In this capacity, she investigated financial institution crime related to the TARP bailout. Notable investigations by SIGTARP include Wilmington Trust, Sonoma Valley Bank, General Motors, United Commercial Bank, Morgan Stanley, Ally Financial, Bank of the Commonwealth, Jefferies, RBS, and SunTrust.

In October 2016, Goldsmith Romero called on Congress to pass legislation which would require senior executives at the six largest Wall Street banks that took TARP bailout funds to sign an annual certification to law enforcement that they have conducted due diligence and can certify that there is no criminal conduct or civil fraud within their organization. As a result of SIGTARP investigations, 430 defendants have been criminally charged.
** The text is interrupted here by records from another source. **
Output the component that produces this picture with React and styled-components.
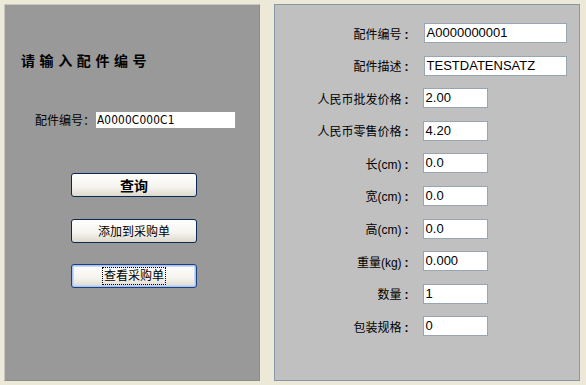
import styled, { createGlobalStyle } from "styled-components";

const GlobalStyle = createGlobalStyle`
  html, body {
    margin: 0;
    padding: 0;
    background: #ece9d8;
  }
  body {
    font-family: "Liberation Sans", "Noto Sans CJK SC", sans-serif;
    font-size: 12px;
    color: #000;
  }
`;

const Page = styled.div`
  width: 586px;
  height: 385px;
  box-sizing: border-box;
  padding: 4px 6px 4px 4px;
  display: flex;
  gap: 14px;
`;

const SearchPanel = styled.div`
  width: 256px;
  height: 377px;
  box-sizing: border-box;
  background: #999999;
  border: 1px solid #8c8c8c;
  border-top-color: #c8c8c0;
  border-left-color: #c8c8c0;
  padding: 47px 0 0 16px;
  display: flex;
  flex-direction: column;
`;

const Title = styled.div`
  font-size: 14px;
  font-weight: bold;
  letter-spacing: 4.6px;
  line-height: 16px;
  font-family: "Noto Sans CJK SC", sans-serif;
`;

const SearchRow = styled.div`
  margin-top: 43px;
  margin-left: 14px;
  display: flex;
  align-items: center;
`;

const SearchLabel = styled.span`
  width: 61px;
  font-size: 12px;
`;

const PlainInput = styled.div`
  width: 157px;
  height: 16px;
  background: #fff;
  padding-left: 1px;
  line-height: 16px;
  font-size: 12px;
  letter-spacing: 0.2px;
  font-family: "DejaVu Sans", sans-serif;
  transform: scaleX(0.88);
  transform-origin: left center;
`;

const Buttons = styled.div`
  margin-top: 45px;
  margin-left: 50px;
  display: flex;
  flex-direction: column;
  gap: 21.5px;
`;

const Button = styled.div`
  width: 126px;
  height: 24px;
  box-sizing: border-box;
  border: 1px solid ${(p) => (p.$focused ? "#1d3f7a" : "#0a2a55")};
  border-radius: 3px;
  background: linear-gradient(#ffffff, #f4f3ee 60%, #dcd9cc);
  display: flex;
  align-items: center;
  justify-content: center;
  font-size: ${(p) => (p.$bold ? "14px" : "12px")};
  font-weight: ${(p) => (p.$bold ? "bold" : "normal")};
  box-shadow: ${(p) =>
    p.$focused ? "inset 0 0 0 1px #a9c3ee, inset 0 0 0 2px #c6d8f5" : "none"};
`;

const FocusText = styled.span`
  outline: 1px dotted #000;
  padding: 0 1px;
  line-height: 16px;
`;

const DetailPanel = styled.div`
  width: 307px;
  height: 377px;
  box-sizing: border-box;
  background: #c0c0c0;
  border: 1px solid #8797a8;
  padding: 18px 0 0 0;
  display: grid;
  grid-template-columns: 134px auto;
  column-gap: 15px;
  row-gap: 12.6px;
  grid-auto-rows: 20px;
  align-content: start;
`;

const FieldLabel = styled.span`
  justify-self: end;
  align-self: center;
  font-size: 12px;
  white-space: nowrap;
`;

const Colon = styled.b`
  margin-left: 3px;
`;

const Field = styled.div`
  width: ${(p) => (p.$wide ? "143px" : "65px")};
  height: 20px;
  box-sizing: border-box;
  margin-left: ${(p) => (p.$wide ? "0" : "-1px")};
  background: #fff;
  border: 1px solid #98a6b4;
  padding-left: 2px;
  font-size: 13px;
  line-height: 18px;
  overflow: hidden;
  white-space: nowrap;
`;

const fields = [
  { label: "配件编号", value: "A0000000001", wide: true },
  { label: "配件描述", value: "TESTDATENSATZ", wide: true },
  { label: "人民币批发价格", value: "2.00" },
  { label: "人民币零售价格", value: "4.20" },
  { label: "长(cm)", value: "0.0" },
  { label: "宽(cm)", value: "0.0" },
  { label: "高(cm)", value: "0.0" },
  { label: "重量(kg)", value: "0.000" },
  { label: "数量", value: "1" },
  { label: "包装规格", value: "0" },
];

export default function App() {
  return (
    <>
      <GlobalStyle />
      <Page>
        <SearchPanel>
          <Title>请输入配件编号</Title>
          <SearchRow>
            <SearchLabel>配件编号：</SearchLabel>
            <PlainInput>A0000C000C1</PlainInput>
          </SearchRow>
          <Buttons>
            <Button $bold>查询</Button>
            <Button>添加到采购单</Button>
            <Button $focused>
              <FocusText>查看采购单</FocusText>
            </Button>
          </Buttons>
        </SearchPanel>
        <DetailPanel>
          {fields.map((f) => [
            <FieldLabel key={f.label + "-l"}>
              {f.label}
              <Colon>:</Colon>
            </FieldLabel>,
            <Field key={f.label + "-v"} $wide={f.wide}>
              {f.value}
            </Field>,
          ])}
        </DetailPanel>
      </Page>
    </>
  );
}
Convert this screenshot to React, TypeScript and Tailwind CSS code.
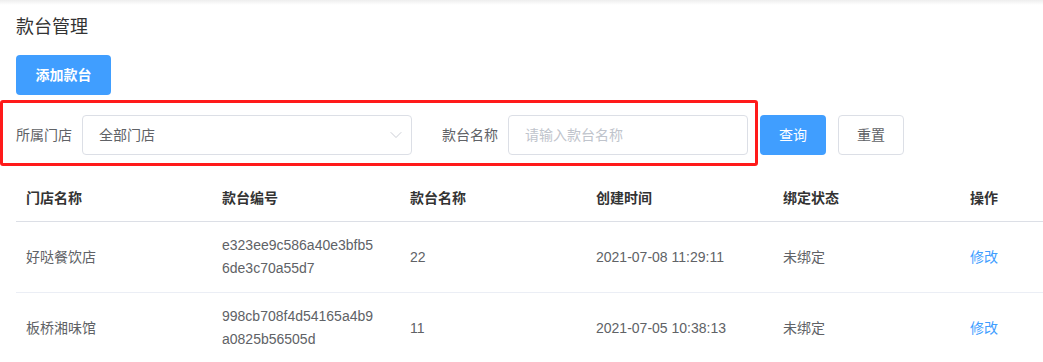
import { ChevronDown } from 'lucide-react';

const rows = [
  { shop: '好哒餐饮店', code: ['e323ee9c586a40e3bfb5', '6de3c70a55d7'], name: '22', time: '2021-07-08 11:29:11', status: '未绑定' },
  { shop: '板桥湘味馆', code: ['998cb708f4d54165a4b9', 'a0825b56505d'], name: '11', time: '2021-07-05 10:38:13', status: '未绑定' },
];

const cols = 'grid grid-cols-[196px_188px_186px_187px_187px_83px]';

export default function App() {
  return (
    <div
      className="relative h-[362px] w-[1043px] overflow-hidden bg-white"
      style={{ fontFamily: '"Liberation Sans", "Noto Sans CJK SC", sans-serif' }}
    >
      <div className="h-[5px] bg-gradient-to-b from-[#eeeeee] to-white" />
      <h1 className="mt-[12px] pl-4 text-[18px] leading-[20px] text-[#333333]">款台管理</h1>

      <div className="mt-[18px] pl-4">
        <button className="h-[40px] w-[95px] rounded-[4px] bg-[#409eff] text-[14px] font-semibold text-white">
          添加款台
        </button>
      </div>

      <div className="mt-[20px] flex items-center pl-4 text-[14px]">
        <span className="mr-[10px] text-[#606266]">所属门店</span>
        <div className="flex h-[40px] w-[330px] items-center justify-between rounded-[4px] border border-[#dcdfe6] pl-4 pr-[5px] text-[#606266]">
          <span>全部门店</span>
          <ChevronDown className="h-[20px] w-[20px] text-[#c0c4cc]" strokeWidth={1} />
        </div>
        <span className="ml-[30px] mr-[10px] text-[#606266]">款台名称</span>
        <div className="flex h-[40px] w-[240px] items-center rounded-[4px] border border-[#dcdfe6] pl-4 text-[#c0c4cc]">
          请输入款台名称
        </div>
        <button className="ml-[12px] h-[40px] w-[66px] rounded-[4px] bg-[#409eff] text-white">查询</button>
        <button className="ml-[12px] h-[40px] w-[66px] rounded-[4px] border border-[#dcdfe6] bg-white text-[#606266]">
          重置
        </button>
      </div>

      <div className="pointer-events-none absolute left-0 top-[100px] h-[66px] w-[758px] rounded-[3px] border-[3px] border-[#ff1a1a]" />

      <div className="ml-4 mt-[20px] text-[14px]">
        <div className={`${cols} h-[47px] items-center border-b border-[#dcdfe6] font-semibold text-[#333333]`}>
          <div className="px-[10px]">门店名称</div>
          <div className="px-[10px]">款台编号</div>
          <div className="px-[10px]">款台名称</div>
          <div className="px-[10px]">创建时间</div>
          <div className="px-[10px]">绑定状态</div>
          <div className="px-[10px]">操作</div>
        </div>
        {rows.map((r) => (
          <div key={r.shop} className={`${cols} h-[71px] items-center border-b border-[#ebeef5] text-[#606266]`}>
            <div className="px-[10px]">{r.shop}</div>
            <div className="px-[10px] leading-[23px]">
              <div>{r.code[0]}</div>
              <div>{r.code[1]}</div>
            </div>
            <div className="px-[10px]">{r.name}</div>
            <div className="px-[10px]">{r.time}</div>
            <div className="px-[10px]">{r.status}</div>
            <div className="px-[10px] text-[#409eff]">修改</div>
          </div>
        ))}
      </div>
    </div>
  );
}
Nearly 300 defendants have been sentenced to prison, including 76 bankers and 85 of their co-conspirators. The bankers sentenced include many presidents, chief executive officers and other executives at medium and small bankers. SIGTARP investigations have also led to 24 enforcement actions against banks and other companies. In comparison, she said, "we have faced significant difficulties proving criminal intent of senior officials in large organizations that are designed to insulate high level officials from knowing about crime or civil fraud." And in October 2017, describing the threat of financial institution fraud as "so serious and harmful as to require constant law enforcement expertise with dedicated resources," she called for a permanent law enforcement office with a narrow mandate to investigate financial institution fraud.

In May 2017, Goldsmith Romero expressed concern over President Trump's budget cuts, saying they would interfere with the agency's ability to "conduct ongoing and new criminal investigations." In August 2017, she told the Financial Times, "Our nation cannot afford to take our eye off the ball when it comes to crime or other illegal practices inside banks that require law enforcement response."

In this role, Goldsmith Romero testified before Congress on the auto bailout, executive pay, and the Hardest Hit Fund, among other issues.

===Commissioner of the Commodity Futures Trading Commission (2022-2025)===
In September 2021, President Joe Biden announced his intent to nominate Goldsmith Romero as a commissioner of the Commodity Futures Trading Commission. She was confirmed by the United States Senate on March 28, 2022, and sworn in on March 30. She resigned from the commission in May 2025.

==Personal life==
Goldsmith Romero is openly bisexual. She is married to Adrianne, has three daughters and a step-son.